## Exercise directions:
Reproduce nothing but the lines from the start of the material through the line that includes "import clsx from 'clsx';", both ends included, and omit every picture.

## Data block:
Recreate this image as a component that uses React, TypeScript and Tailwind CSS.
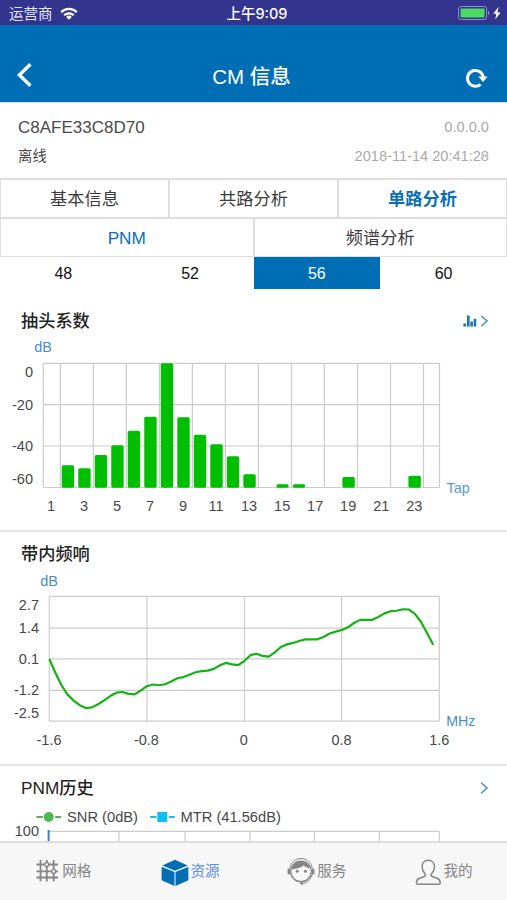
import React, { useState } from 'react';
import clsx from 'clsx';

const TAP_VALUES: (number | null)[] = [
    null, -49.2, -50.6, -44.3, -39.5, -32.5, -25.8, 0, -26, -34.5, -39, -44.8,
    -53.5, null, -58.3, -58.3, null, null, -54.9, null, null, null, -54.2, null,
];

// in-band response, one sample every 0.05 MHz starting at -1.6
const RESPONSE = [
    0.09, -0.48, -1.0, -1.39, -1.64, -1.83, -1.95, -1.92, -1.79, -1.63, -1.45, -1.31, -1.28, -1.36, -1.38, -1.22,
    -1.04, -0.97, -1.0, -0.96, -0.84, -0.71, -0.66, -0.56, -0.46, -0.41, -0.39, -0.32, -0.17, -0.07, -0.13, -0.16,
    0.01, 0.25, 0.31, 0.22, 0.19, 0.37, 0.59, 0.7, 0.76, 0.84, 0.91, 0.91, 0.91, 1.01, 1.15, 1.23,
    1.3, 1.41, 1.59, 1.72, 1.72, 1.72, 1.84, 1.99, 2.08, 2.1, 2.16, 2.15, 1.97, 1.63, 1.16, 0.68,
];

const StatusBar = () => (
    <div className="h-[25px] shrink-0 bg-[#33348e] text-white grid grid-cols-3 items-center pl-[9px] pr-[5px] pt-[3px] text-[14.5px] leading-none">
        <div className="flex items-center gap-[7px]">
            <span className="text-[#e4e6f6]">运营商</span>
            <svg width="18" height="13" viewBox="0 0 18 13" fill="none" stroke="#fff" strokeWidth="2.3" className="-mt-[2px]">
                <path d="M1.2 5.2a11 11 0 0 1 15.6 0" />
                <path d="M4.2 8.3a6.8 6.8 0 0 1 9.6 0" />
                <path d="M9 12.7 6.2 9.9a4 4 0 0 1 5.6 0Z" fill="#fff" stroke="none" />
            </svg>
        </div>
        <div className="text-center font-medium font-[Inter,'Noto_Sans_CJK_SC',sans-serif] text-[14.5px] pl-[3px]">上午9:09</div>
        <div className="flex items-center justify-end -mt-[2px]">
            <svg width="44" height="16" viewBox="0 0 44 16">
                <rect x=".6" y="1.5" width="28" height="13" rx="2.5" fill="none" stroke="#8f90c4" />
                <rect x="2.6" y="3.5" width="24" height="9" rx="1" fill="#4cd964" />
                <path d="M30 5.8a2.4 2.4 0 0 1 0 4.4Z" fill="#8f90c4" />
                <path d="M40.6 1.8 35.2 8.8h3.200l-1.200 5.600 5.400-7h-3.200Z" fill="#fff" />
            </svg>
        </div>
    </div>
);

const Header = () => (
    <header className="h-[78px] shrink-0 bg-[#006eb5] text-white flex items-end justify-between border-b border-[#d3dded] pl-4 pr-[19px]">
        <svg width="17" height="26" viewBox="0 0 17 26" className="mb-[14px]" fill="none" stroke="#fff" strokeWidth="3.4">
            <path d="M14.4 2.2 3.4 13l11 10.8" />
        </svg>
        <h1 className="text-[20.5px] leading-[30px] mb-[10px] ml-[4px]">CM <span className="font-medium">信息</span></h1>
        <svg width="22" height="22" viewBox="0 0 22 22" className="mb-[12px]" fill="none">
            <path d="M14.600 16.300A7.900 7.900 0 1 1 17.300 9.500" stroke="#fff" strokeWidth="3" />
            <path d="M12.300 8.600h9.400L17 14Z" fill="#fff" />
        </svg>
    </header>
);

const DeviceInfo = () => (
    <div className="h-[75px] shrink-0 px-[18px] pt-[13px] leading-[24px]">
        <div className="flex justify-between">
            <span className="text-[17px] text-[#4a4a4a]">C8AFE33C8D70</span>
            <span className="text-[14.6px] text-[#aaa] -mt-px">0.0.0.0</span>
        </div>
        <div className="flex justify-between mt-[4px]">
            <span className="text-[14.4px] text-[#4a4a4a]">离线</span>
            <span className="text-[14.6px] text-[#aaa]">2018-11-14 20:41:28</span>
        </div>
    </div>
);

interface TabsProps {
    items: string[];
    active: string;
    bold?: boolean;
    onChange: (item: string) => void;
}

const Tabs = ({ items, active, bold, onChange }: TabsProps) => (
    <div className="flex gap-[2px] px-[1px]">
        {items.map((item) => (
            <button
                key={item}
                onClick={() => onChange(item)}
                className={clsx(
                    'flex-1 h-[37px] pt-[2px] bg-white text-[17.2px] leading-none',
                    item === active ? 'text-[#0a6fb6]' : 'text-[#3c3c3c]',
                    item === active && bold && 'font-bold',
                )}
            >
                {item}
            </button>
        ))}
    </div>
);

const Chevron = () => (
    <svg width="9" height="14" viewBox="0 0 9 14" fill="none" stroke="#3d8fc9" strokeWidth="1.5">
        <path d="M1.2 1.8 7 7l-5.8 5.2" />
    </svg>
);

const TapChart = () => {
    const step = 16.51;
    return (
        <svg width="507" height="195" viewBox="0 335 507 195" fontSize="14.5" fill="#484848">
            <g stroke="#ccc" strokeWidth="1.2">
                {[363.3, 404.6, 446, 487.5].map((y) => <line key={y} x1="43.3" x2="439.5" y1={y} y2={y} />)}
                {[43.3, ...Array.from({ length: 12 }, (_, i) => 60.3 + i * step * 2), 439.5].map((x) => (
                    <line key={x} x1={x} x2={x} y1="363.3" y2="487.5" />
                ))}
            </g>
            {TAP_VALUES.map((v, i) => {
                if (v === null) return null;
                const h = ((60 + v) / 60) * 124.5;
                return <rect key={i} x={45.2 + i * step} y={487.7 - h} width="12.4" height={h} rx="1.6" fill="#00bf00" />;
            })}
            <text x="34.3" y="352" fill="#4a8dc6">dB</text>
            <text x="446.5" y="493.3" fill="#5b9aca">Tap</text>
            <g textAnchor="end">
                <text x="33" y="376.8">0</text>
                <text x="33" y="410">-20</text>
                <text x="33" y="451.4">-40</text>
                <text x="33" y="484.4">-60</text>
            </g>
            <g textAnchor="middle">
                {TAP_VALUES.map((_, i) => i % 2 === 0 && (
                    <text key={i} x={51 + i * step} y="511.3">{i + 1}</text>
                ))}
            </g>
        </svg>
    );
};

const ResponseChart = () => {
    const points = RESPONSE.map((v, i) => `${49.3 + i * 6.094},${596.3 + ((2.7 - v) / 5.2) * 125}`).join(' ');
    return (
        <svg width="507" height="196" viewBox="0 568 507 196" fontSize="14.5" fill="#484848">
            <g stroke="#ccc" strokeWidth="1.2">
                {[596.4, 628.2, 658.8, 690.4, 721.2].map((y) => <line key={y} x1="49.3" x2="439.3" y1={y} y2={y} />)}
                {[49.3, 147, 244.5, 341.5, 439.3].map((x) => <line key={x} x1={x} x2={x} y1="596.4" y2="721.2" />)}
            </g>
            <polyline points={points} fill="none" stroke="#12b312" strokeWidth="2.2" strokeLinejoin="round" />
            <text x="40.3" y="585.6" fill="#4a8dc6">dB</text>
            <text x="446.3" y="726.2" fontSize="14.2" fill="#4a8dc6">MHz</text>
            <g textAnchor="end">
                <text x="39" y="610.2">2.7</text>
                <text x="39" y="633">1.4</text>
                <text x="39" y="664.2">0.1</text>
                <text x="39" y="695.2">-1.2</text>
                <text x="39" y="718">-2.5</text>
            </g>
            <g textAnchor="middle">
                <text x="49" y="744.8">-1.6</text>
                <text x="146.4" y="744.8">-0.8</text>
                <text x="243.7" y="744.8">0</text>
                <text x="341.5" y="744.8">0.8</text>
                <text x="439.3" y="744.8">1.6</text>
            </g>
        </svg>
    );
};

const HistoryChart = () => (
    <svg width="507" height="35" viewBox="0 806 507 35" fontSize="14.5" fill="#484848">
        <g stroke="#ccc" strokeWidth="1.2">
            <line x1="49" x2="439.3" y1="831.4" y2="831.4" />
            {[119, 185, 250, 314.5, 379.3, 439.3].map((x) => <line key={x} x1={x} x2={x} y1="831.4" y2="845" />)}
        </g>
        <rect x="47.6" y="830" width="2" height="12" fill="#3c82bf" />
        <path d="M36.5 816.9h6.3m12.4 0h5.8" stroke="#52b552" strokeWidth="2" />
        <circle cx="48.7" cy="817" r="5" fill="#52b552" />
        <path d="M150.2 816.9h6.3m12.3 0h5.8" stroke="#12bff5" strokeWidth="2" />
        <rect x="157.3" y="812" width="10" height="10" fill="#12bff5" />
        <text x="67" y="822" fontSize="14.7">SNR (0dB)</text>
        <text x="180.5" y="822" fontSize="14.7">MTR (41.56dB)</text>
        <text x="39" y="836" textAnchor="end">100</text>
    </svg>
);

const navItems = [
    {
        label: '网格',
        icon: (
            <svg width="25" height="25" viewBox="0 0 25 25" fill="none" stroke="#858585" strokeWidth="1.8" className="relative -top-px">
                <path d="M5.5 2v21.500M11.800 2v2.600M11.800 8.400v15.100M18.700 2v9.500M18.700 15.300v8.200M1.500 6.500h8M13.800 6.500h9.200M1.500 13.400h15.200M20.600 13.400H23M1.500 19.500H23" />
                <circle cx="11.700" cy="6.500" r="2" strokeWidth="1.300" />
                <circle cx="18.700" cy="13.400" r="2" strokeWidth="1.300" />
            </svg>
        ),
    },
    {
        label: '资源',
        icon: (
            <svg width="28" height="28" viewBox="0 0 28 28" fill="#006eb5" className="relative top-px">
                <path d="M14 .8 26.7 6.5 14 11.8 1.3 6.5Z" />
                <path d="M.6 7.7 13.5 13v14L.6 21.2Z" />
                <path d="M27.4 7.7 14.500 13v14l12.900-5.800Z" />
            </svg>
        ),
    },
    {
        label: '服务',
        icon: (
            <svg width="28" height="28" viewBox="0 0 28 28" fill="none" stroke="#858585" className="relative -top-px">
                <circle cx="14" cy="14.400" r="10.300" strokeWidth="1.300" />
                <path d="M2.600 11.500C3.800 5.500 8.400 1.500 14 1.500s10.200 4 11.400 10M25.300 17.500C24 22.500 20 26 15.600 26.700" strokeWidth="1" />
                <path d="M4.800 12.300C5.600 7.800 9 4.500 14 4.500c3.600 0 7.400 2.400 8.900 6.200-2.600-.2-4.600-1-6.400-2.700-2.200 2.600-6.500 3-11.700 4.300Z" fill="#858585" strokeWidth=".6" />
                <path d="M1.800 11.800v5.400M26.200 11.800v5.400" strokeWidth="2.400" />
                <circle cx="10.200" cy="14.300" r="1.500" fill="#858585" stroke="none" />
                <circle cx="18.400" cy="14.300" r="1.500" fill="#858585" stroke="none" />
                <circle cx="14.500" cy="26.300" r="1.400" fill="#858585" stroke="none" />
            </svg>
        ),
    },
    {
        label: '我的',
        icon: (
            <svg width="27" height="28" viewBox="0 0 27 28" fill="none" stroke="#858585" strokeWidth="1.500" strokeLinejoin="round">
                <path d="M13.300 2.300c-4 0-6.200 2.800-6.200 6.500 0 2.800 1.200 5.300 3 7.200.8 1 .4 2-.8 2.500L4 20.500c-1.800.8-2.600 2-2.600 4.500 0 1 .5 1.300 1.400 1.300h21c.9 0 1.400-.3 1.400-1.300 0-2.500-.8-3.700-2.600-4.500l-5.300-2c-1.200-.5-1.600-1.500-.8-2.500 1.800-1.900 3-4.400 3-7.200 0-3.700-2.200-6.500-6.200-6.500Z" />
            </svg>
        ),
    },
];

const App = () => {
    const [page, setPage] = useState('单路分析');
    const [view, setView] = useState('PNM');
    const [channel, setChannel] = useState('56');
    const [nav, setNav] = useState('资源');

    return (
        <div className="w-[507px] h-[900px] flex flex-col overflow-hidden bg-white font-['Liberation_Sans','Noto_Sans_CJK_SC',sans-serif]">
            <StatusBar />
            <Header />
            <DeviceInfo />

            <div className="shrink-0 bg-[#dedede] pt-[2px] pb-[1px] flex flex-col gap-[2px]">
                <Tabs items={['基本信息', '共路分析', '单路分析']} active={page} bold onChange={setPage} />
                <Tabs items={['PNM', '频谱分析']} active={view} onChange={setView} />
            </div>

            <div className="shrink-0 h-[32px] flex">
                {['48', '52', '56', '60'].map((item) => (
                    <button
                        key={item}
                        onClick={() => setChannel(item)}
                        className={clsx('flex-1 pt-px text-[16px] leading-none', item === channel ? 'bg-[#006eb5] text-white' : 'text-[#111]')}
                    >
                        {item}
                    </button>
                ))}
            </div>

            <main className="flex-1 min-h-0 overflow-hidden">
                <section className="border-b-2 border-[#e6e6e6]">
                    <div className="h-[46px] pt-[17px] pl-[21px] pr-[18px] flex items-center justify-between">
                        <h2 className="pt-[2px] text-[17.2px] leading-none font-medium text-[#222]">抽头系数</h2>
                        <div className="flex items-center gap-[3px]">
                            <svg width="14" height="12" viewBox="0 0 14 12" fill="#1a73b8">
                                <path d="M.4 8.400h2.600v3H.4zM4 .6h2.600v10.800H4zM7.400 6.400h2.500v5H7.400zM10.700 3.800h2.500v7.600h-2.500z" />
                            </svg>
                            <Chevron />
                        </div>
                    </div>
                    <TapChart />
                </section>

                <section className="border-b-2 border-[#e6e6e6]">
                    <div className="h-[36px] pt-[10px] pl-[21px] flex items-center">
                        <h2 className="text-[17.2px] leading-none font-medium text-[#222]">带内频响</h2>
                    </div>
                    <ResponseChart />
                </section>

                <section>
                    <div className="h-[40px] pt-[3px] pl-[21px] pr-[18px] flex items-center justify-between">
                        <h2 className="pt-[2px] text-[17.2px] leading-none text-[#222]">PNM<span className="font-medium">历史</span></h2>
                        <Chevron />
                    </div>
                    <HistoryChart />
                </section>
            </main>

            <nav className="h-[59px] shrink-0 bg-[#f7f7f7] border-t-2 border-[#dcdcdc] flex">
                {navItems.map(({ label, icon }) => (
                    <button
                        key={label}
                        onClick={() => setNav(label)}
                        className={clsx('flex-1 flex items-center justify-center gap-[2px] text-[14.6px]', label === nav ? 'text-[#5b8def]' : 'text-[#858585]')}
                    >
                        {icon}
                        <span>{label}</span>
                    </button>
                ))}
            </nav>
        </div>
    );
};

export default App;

## Response:
Recreate this image as a component that uses React, TypeScript and Tailwind CSS.
import React, { useState } from 'react';
import clsx from 'clsx';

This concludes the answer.